I was working my way through 100 rounds of Underwood's finest 10mm with my G20 on Friday, when an ejected case bounced off the top of my booth and got wedged between my shirt collar and my neck. I got two big 3rd degree burns off it before I could get it out.
So yes I said it - I'm a red neck!!
This is the 2nd time its happened at this range and both times have been with the same ammo and barrel combination (Underwood 165 TMJ, 6" barrel and 22lb spring).
The first time I assumed it was a fluke and I was wearing a pretty loose fitting T shirt, so got the casing out PDQ.
However, this time I took care to wear a collar and buttoned it up tight, supposedly learning from the last time. Of course this only made things worse.

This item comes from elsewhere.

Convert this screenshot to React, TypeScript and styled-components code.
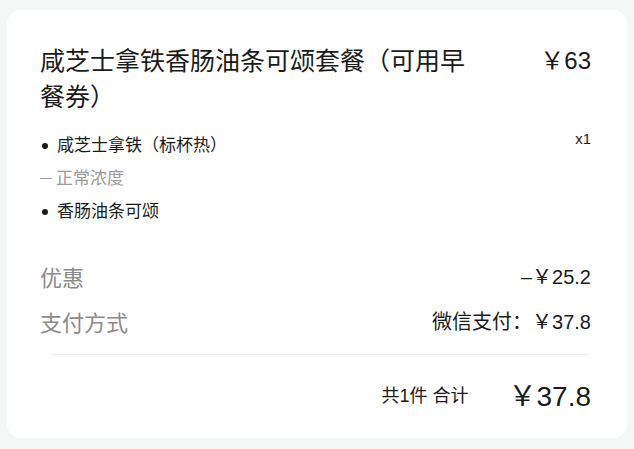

This particular casing still got in there but this time was stuck firmly in place by my tight collar - so I got burned a lot worse.
Now for the deadly serious part. Despite all my training, I found myself jumping around like an idiot, trying to get a hot casing out of my collar while holding a loaded and chambered gun in my hand. I am still, 2 days later, shaken to my core by this and deeply embarrassed.
Somewhere in my dance, I placed the weapon on the ground barrel facing the wall behind me and focused on the hot casing. So yes I had swept 1/2 of the range with a loaded weapon
The only "good" thing was that my finger was out of the trigger guard.
Weirdly - my first reaction on feeling the burn, was to stay on the target trying to ignore the burning - telling myself that "this could happen in a real live-fire encounter, so I should tough it out". Pretty stupid in retrospect because of course the burning quickly got to the point that my autonomic system kicked in and over ruled my conscious actions.
This is the worrying part - keeping full control of your weapon while being branded in the neck by a hot casing is pretty challenging and not something you want to train for.
I am pretty sure that one key reason this did not end far worse than it did - was because I generally train "single sot - finger out of the trigger guard" rather than "reset". At the time I was practicing slow single shots. I am shaken to my core by what might have happened if I had been "reset" shooting at the time.